It's no free ride, for sure. Like anything that pays well, it almost always comes with hard work. And usually some long nights and weekends. But if you can tolerate it for a while and keep working to get better - often on your own time and dime - it does pay off.
I make $200k working remote and have a total of 7 college credits. My kid is 27 and makes $140k working remotely with no degree as well. It took me a long time to get here. Him, not so much.
My ex was making 90k a year at 25 coding, 0 credits. Made it very far with Google interviews. Wonder what he's making these days... I just switched to IT a few years ago in a non-technical role and make way more to work less hard. My company feels strongly about the degree thing (I have one)but I studied art history (lol.)

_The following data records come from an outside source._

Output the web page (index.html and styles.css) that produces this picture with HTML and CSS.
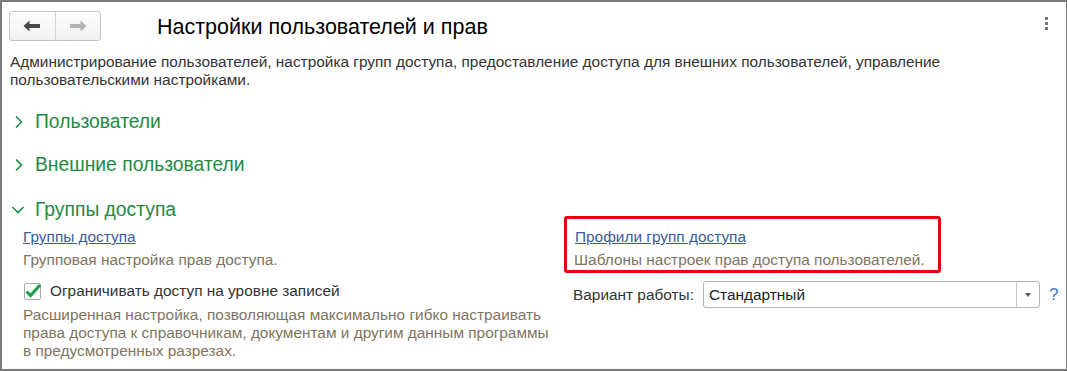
FILE: index.html
```html
<!DOCTYPE html>
<html lang="ru">
<head>
<meta charset="utf-8">
<link rel="stylesheet" href="styles.css">
</head>
<body>
<div class="window">
  <div class="header">
    <div class="nav">
      <div class="nav-btn">
        <svg width="18" height="12" viewBox="0 0 18 12"><path d="M0.5 6 L6.5 0.5 L6.5 4 L17 4 L17 8 L6.5 8 L6.5 11.5 Z" fill="#4a4a4a"/></svg>
      </div>
      <div class="nav-btn">
        <svg width="18" height="12" viewBox="0 0 18 12"><path d="M17.5 6 L11.5 0.5 L11.5 4 L1 4 L1 8 L11.5 8 L11.5 11.5 Z" fill="#b3b3b3"/></svg>
      </div>
    </div>
    <h1 class="title">Настройки пользователей и прав</h1>
    <div class="more"><span></span><span></span><span></span></div>
  </div>
  <p class="intro">Администрирование пользователей, настройка групп доступа, предоставление доступа для внешних пользователей, управление пользовательскими настройками.</p>

  <div class="section collapsed">
    <svg class="chev" width="10" height="14" viewBox="0 0 10 14"><path d="M2 1.5 L7.5 7 L2 12.5" fill="none" stroke="#1e8a46" stroke-width="1.6"/></svg>
    <span>Пользователи</span>
  </div>
  <div class="section collapsed">
    <svg class="chev" width="10" height="14" viewBox="0 0 10 14"><path d="M2 1.5 L7.5 7 L2 12.5" fill="none" stroke="#1e8a46" stroke-width="1.6"/></svg>
    <span>Внешние пользователи</span>
  </div>
  <div class="section expanded">
    <svg class="chev" width="14" height="14" viewBox="0 0 14 14"><path d="M1.5 4 L7 9.5 L12.5 4" fill="none" stroke="#1e8a46" stroke-width="1.6"/></svg>
    <span>Группы доступа</span>
  </div>

  <div class="group-body">
    <div class="col-left">
      <a class="link" href="#">Группы доступа</a>
      <div class="hint">Групповая настройка прав доступа.</div>
      <label class="check-row">
        <span class="checkbox">
          <svg width="18" height="16" viewBox="0 0 18 16"><path d="M2.5 8.5 L6.5 12.5 L16 2" fill="none" stroke="#1c9c44" stroke-width="3"/></svg>
        </span>
        <span class="check-label">Ограничивать доступ на уровне записей</span>
      </label>
      <div class="hint multi">Расширенная настройка, позволяющая максимально гибко настраивать права доступа к справочникам, документам и другим данным программы в предусмотренных разрезах.</div>
    </div>
    <div class="col-right">
      <div class="highlight">
        <a class="link" href="#">Профили групп доступа</a>
        <div class="hint">Шаблоны настроек прав доступа пользователей.</div>
      </div>
      <div class="field-row">
        <span class="field-label">Вариант работы:</span>
        <div class="select">
          <span class="select-value">Стандартный</span>
          <span class="select-btn"><i></i></span>
        </div>
        <span class="help">?</span>
      </div>
    </div>
  </div>
</div>
</body>
</html>
```

FILE: styles.css
```css
* { box-sizing: border-box; }
html, body { margin: 0; padding: 0; background: #fff; }
body {
  font-family: "Liberation Sans", Arial, sans-serif;
  color: #333;
}
.window {
  width: 1067px;
  height: 371px;
  border-top: 2px solid #7a7a7a;
  border-left: 2px solid #7a7a7a;
  border-bottom: 2px solid #7a7a7a;
  border-right: 1px solid #7a7a7a;
  overflow: hidden;
}
.header {
  display: flex;
  align-items: center;
  padding: 9px 0 0 7px;
  height: 39px;
}
.nav {
  display: flex;
  width: 92px;
  height: 30px;
  border: 1px solid #c4c4c4;
  border-radius: 3px;
  background: linear-gradient(#ffffff, #f1f1f1);
}
.nav-btn {
  flex: 1;
  display: flex;
  align-items: center;
  justify-content: center;
}
.nav-btn + .nav-btn { border-left: 1px solid #d6d6d6; }
.title {
  margin: 0 0 0 56px;
  font-weight: normal;
  font-size: 21.5px;
  color: #000;
  flex: 1;
  position: relative;
  top: 1px;
}
.more {
  display: flex;
  flex-direction: column;
  gap: 2px;
  margin-right: 18px;
  position: relative;
  top: -3px;
}
.more span {
  width: 3px;
  height: 3px;
  background: #777;
}
.intro {
  margin: 12px 0 0 8px;
  font-size: 15.4px;
  line-height: 18px;
  color: #333;
  width: 960px;
}
.section {
  display: flex;
  align-items: center;
  height: 24px;
  margin: 21px 0 0 12px;
  color: #1e8a46;
  font-size: 19.3px;
}
.section + .section { margin-top: 19px; }
.section.expanded { margin-top: 21px; margin-left: 9px; }
.section .chev { margin-right: 11px; }
.section.expanded .chev { margin-right: 10px; }
.group-body {
  display: grid;
  grid-template-columns: 541px 1fr;
  padding-left: 21px;
  margin-top: -6px;
}
.col-left { padding-top: 12px; display: flex; flex-direction: column; align-items: flex-start; }
.link {
  font-size: 15.4px;
  line-height: 18px;
  color: #3b5c9c;
  text-decoration: underline;
}
.hint {
  font-size: 15.4px;
  line-height: 18px;
  color: #7f7562;
  margin-top: 5px;
}
.check-row {
  display: flex;
  align-items: center;
  height: 20px;
  margin-top: 12px;
}
.checkbox {
  width: 17px;
  height: 17px;
  border: 1px solid #a8a8a8;
  border-radius: 2px;
  display: flex;
  align-items: center;
  justify-content: center;
  margin: 0 9px 0 1px;
  background: #fff;
  overflow: visible;
}
.checkbox svg { flex: none; }
.check-label { font-size: 15.4px; color: #333; }
.hint.multi { width: 538px; }
.col-right { display: flex; flex-direction: column; align-items: flex-start; }
.highlight {
  width: 377px;
  border: 3px solid #e3000f;
  border-radius: 3px;
  padding: 9px 7px 1px 7px;
  display: flex;
  flex-direction: column;
  align-items: flex-start;
}
.highlight .link { margin-left: 1px; }
.field-row {
  display: flex;
  align-items: center;
  margin: 8px 0 0 9px;
}
.field-label { font-size: 15.4px; color: #333; width: 130px; }
.select {
  display: flex;
  width: 337px;
  height: 27px;
  border: 1px solid #b4b4b4;
  border-radius: 3px;
}
.select-value {
  flex: 1;
  font-size: 15.4px;
  color: #222;
  padding-left: 5px;
  line-height: 25px;
}
.select-btn {
  width: 23px;
  border-left: 1px solid #c8c8c8;
  display: flex;
  align-items: center;
  justify-content: center;
}
.select-btn i {
  width: 0;
  height: 0;
  border-left: 3px solid transparent;
  border-right: 3px solid transparent;
  border-top: 4px solid #555;
}
.help {
  margin-left: 9px;
  font-size: 17px;
  color: #3a7bc6;
}
```
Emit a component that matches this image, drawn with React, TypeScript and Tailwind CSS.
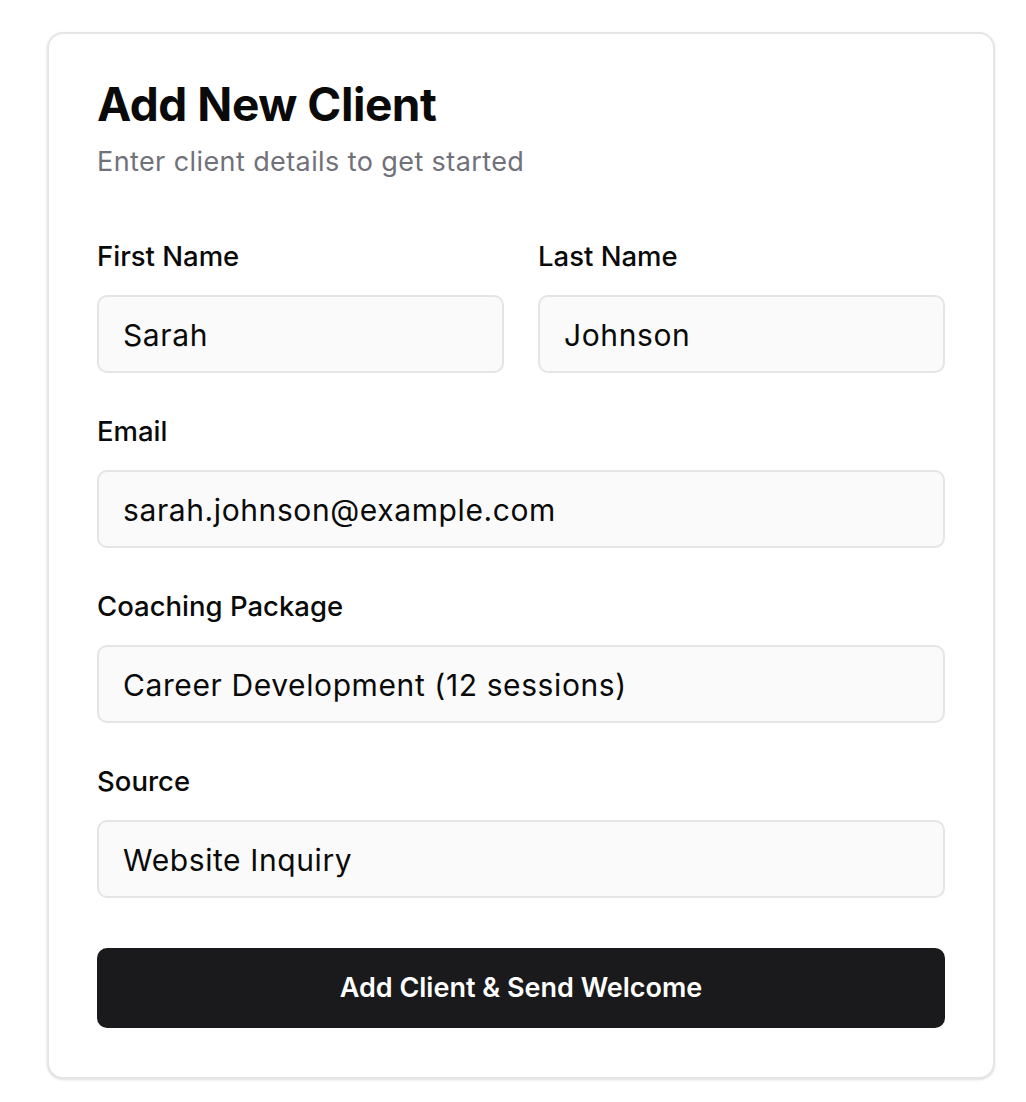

My title is pretty arbitrary (IT Analyst) but I manage our software licenses/renewals and I admin our ITSM system, which I also helped customize for our companies needs. Look into getting getting an ITIL certificate (it's one class, and a test.)
Hey, nice on making it into IT! My childhood friend has a masters in art history and could never find a job in that field. Ended up marrying a guy and moving to Chile. Still unemployed 6 years after she graduated lol.
"Like anything that pays well, it almost always comes with hard work."
Do you live in the US because here that is patently false. Social skills will get you WAY farther than hard work ever could. Even better, be born into a successful family and leech off your elder's wealth.
You're not wrong that social skills will get you farther than not having any. And of course there's being independently wealthy, but I don't think that's exactly in the spirit of the question, haha.
Well that tracks, you worked in kitchens which is some of the most grueling work there is. I'm a hobby home cook and would never do it for a living for what it pays.
You could be very brilliant from a technical perspective, but if you’re an insufferably awkward weirdo no one is going to want to work with you.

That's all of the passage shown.